- DATA LINES
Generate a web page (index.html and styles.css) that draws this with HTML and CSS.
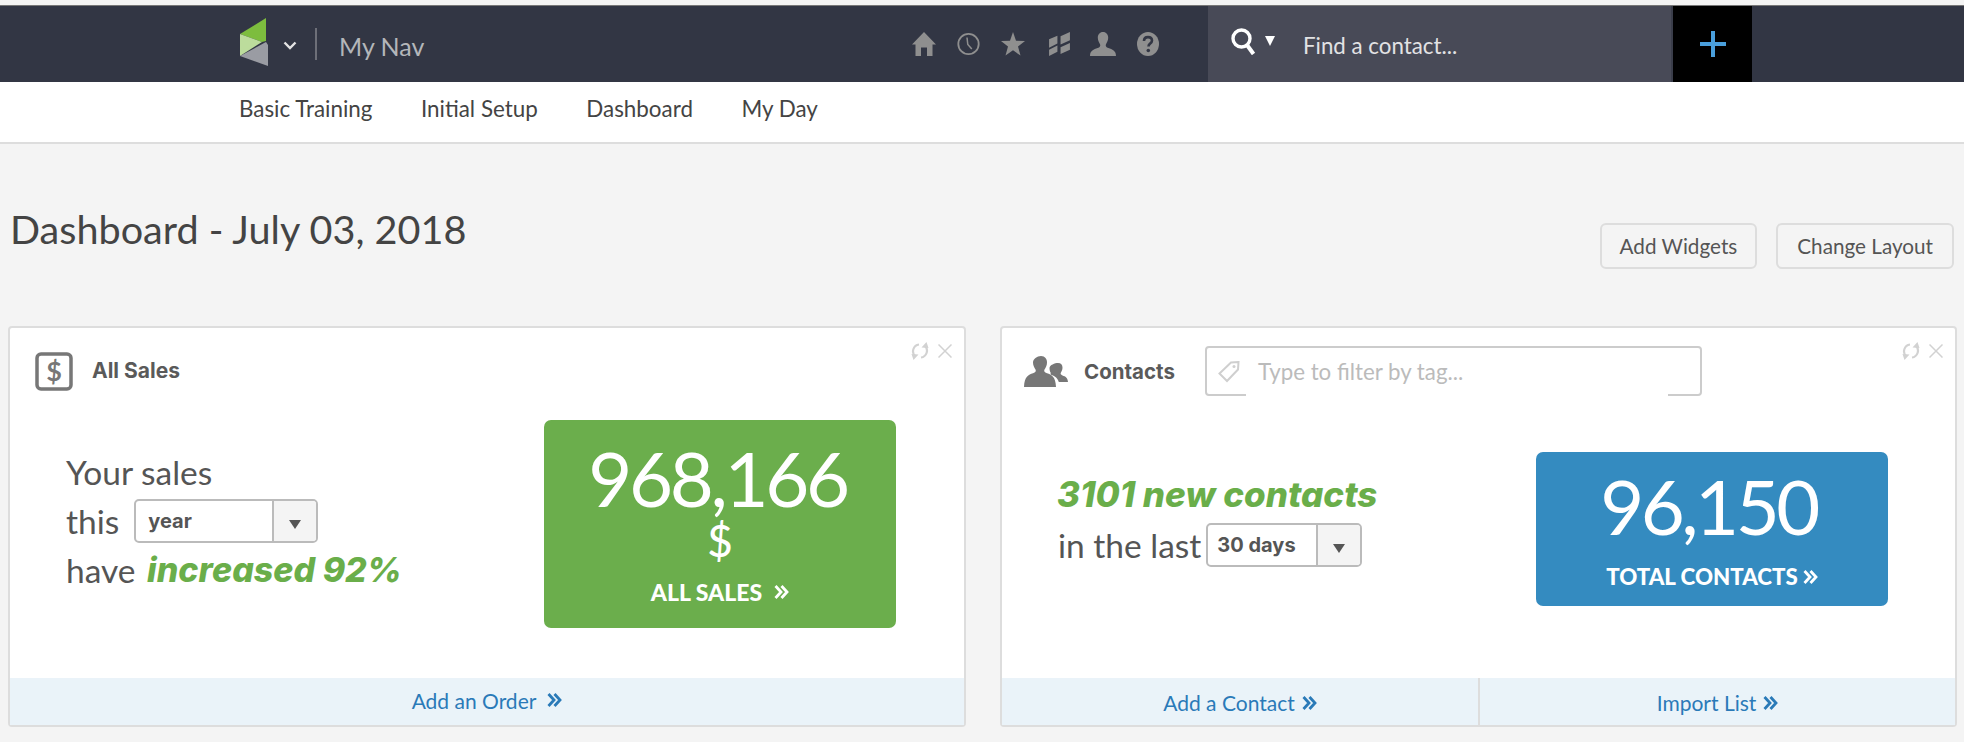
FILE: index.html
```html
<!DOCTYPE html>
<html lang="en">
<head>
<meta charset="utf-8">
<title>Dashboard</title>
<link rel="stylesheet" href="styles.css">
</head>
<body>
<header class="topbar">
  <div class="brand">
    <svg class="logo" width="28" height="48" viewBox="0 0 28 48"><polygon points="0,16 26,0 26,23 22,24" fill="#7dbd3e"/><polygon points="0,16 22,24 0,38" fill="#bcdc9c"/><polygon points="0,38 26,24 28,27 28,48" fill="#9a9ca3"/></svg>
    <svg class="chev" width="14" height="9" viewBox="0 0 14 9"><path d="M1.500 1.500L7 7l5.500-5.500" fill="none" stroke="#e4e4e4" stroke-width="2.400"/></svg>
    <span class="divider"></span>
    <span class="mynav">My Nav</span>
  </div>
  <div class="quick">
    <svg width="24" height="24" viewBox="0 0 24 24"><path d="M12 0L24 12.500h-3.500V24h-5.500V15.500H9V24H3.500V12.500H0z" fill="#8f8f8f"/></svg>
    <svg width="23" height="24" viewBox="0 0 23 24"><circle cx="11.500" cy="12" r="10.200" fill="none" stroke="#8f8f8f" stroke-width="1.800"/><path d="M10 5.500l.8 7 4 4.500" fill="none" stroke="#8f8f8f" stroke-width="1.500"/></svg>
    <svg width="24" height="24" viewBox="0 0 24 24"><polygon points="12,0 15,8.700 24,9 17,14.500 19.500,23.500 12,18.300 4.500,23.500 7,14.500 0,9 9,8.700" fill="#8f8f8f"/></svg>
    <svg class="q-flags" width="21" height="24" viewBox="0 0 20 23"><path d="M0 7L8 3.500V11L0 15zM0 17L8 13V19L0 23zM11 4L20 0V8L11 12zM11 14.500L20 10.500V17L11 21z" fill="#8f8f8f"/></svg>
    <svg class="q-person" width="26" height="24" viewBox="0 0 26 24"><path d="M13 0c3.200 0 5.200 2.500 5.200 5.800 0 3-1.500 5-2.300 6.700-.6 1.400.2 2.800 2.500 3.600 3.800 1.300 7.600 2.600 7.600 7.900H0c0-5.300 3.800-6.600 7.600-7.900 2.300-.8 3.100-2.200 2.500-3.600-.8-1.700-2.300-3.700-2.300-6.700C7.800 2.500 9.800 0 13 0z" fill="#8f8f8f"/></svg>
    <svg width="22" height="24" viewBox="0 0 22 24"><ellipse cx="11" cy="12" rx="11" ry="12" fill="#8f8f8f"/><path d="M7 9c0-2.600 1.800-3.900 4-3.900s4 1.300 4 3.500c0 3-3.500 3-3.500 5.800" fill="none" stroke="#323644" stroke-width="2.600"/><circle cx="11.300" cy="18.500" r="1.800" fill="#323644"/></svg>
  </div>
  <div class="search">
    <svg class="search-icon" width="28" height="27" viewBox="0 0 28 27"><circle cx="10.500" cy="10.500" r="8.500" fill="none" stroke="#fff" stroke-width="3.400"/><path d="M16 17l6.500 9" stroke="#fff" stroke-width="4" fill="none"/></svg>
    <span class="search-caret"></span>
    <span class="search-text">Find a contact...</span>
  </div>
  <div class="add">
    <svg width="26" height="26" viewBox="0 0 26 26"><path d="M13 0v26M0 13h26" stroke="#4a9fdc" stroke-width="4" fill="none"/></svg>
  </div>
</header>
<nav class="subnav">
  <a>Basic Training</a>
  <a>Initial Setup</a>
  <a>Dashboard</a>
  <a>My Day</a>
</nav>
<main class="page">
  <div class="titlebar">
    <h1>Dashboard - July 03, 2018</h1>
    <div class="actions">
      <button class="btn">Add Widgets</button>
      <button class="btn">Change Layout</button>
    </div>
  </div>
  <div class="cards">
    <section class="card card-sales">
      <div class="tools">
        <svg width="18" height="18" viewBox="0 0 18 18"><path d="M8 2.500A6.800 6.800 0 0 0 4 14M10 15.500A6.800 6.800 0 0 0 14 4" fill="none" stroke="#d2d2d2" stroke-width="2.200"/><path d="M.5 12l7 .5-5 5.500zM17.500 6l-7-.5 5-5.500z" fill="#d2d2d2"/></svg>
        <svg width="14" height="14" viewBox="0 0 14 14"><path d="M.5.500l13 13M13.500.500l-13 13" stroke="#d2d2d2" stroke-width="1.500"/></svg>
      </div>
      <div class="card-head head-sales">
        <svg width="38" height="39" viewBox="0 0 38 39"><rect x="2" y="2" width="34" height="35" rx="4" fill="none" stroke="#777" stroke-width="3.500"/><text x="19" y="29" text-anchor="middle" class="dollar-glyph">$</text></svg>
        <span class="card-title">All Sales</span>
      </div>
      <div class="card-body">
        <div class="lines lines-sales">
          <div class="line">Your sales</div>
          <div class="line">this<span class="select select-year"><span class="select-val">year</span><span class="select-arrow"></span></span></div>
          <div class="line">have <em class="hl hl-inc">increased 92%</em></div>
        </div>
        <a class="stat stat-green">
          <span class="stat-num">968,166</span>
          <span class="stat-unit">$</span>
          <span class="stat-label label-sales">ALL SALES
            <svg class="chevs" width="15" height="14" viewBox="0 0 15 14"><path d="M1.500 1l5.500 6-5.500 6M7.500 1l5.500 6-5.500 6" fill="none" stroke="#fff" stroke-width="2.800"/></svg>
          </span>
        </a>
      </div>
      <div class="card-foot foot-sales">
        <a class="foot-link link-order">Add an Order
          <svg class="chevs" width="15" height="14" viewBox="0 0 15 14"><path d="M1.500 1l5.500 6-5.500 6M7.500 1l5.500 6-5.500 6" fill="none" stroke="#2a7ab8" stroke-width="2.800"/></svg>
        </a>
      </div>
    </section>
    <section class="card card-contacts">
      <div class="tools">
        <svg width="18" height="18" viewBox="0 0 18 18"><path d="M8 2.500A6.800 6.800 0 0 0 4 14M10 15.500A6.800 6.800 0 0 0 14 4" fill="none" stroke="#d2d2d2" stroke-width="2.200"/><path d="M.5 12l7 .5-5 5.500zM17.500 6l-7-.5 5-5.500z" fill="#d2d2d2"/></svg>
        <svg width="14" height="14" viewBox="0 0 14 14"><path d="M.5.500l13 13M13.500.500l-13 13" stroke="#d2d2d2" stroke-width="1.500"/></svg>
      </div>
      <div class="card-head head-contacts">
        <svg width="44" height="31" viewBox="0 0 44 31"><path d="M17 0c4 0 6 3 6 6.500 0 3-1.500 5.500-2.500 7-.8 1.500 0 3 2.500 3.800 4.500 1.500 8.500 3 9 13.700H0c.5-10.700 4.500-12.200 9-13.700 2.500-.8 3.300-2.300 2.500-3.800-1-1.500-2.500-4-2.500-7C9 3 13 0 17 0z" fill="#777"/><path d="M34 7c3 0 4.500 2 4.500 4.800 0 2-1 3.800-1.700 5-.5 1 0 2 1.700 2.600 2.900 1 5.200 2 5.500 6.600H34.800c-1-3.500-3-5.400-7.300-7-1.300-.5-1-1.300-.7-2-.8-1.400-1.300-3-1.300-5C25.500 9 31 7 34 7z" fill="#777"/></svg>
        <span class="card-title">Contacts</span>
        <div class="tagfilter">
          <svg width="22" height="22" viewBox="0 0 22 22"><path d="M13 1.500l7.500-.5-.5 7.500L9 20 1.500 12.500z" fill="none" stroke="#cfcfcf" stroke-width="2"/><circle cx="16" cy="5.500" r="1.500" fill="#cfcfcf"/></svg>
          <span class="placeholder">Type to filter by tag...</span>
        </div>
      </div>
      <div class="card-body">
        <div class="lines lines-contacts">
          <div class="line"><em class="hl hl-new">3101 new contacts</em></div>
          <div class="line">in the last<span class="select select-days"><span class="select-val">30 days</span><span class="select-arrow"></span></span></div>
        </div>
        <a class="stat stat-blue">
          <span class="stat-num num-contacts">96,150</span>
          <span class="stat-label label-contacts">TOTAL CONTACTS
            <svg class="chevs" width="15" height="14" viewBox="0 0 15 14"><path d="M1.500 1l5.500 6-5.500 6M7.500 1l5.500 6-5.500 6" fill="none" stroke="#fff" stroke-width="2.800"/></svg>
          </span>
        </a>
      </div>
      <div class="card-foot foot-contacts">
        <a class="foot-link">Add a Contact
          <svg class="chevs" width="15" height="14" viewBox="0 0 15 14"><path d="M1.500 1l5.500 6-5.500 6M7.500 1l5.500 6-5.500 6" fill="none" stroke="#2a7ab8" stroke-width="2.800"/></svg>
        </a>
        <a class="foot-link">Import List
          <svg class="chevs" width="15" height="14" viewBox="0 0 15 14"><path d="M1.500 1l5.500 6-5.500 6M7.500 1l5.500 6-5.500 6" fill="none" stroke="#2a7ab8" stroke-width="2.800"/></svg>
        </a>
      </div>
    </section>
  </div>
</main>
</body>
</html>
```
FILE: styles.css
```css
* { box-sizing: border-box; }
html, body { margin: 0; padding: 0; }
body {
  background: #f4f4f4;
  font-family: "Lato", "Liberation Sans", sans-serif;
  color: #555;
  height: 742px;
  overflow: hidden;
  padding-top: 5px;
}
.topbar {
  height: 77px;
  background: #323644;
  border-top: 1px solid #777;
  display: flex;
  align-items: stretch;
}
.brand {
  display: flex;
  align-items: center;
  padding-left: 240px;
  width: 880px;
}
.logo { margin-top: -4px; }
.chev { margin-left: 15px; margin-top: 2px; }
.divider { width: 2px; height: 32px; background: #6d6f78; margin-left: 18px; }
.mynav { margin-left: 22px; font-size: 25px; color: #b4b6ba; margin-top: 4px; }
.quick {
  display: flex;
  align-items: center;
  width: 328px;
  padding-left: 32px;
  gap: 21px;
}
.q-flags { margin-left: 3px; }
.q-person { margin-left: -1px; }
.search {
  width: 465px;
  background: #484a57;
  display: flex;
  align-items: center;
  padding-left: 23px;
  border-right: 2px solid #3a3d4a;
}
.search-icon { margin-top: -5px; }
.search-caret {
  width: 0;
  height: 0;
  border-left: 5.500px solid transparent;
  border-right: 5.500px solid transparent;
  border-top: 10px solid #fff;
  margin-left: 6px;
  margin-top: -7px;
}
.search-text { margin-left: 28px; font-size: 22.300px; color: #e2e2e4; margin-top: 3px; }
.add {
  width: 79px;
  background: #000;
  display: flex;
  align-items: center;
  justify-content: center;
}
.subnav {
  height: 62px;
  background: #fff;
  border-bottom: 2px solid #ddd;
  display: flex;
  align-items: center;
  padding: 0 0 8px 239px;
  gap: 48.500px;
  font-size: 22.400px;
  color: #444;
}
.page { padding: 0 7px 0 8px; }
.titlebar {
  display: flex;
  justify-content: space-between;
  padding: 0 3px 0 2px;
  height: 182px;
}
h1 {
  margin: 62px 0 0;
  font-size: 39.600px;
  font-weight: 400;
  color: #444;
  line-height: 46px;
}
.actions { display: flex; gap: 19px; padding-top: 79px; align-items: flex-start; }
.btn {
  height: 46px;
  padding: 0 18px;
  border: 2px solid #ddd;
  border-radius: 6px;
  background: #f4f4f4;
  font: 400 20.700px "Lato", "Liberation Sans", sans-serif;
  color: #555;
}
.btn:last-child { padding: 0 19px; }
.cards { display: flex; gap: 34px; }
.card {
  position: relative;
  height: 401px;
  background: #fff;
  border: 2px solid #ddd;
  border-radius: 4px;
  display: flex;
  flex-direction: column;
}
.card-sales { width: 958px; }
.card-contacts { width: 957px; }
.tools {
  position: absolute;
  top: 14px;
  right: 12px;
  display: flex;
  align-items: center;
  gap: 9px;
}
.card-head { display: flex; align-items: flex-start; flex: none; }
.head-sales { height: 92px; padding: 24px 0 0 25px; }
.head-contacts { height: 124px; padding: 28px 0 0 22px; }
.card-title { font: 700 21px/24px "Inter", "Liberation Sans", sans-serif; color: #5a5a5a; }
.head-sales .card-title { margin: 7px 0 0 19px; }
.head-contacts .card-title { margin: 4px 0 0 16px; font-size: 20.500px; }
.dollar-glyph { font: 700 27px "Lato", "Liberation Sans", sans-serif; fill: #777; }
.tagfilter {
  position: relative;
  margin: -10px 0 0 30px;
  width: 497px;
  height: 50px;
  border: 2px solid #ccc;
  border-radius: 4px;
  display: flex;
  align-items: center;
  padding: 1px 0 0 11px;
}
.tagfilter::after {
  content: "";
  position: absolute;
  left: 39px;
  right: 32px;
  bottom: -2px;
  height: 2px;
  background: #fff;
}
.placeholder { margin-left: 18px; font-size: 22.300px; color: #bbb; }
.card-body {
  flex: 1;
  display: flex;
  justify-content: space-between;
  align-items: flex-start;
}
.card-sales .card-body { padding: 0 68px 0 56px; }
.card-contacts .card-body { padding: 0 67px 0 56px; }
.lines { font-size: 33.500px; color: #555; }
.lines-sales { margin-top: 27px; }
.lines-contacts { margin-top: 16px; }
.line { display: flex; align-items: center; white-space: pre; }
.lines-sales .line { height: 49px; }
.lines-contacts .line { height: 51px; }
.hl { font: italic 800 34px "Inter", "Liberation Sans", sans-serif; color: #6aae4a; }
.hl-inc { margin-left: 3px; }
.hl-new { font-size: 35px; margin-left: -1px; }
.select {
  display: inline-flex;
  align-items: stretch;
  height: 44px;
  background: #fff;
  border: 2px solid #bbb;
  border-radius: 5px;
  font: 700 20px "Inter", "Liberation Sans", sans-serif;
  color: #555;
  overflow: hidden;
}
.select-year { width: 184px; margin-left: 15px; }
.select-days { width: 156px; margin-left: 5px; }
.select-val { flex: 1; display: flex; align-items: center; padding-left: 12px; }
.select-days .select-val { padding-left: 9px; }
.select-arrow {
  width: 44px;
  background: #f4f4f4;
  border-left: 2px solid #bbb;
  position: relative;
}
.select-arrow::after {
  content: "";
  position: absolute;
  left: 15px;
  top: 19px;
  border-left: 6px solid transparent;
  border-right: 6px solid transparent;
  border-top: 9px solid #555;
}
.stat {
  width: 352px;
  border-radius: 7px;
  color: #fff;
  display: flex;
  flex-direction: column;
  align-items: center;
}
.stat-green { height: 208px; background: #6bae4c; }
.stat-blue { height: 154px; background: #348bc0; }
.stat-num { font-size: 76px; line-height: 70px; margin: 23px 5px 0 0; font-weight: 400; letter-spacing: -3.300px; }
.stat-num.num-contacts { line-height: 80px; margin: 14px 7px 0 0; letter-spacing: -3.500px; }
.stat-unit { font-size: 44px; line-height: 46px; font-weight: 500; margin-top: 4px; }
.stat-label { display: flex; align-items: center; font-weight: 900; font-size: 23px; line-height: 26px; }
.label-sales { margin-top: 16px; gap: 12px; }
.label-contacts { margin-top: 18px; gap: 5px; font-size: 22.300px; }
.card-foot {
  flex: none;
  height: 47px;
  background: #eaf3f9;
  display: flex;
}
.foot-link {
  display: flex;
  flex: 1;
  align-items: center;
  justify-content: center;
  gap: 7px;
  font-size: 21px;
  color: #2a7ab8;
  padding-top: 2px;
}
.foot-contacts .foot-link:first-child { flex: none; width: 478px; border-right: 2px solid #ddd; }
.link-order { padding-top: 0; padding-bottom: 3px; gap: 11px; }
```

- SHORT EXERCISE
Of the lines above, how many contain the word "page"? Provide the number and nothing else.

- SOLUTION TO THE EXERCISE
3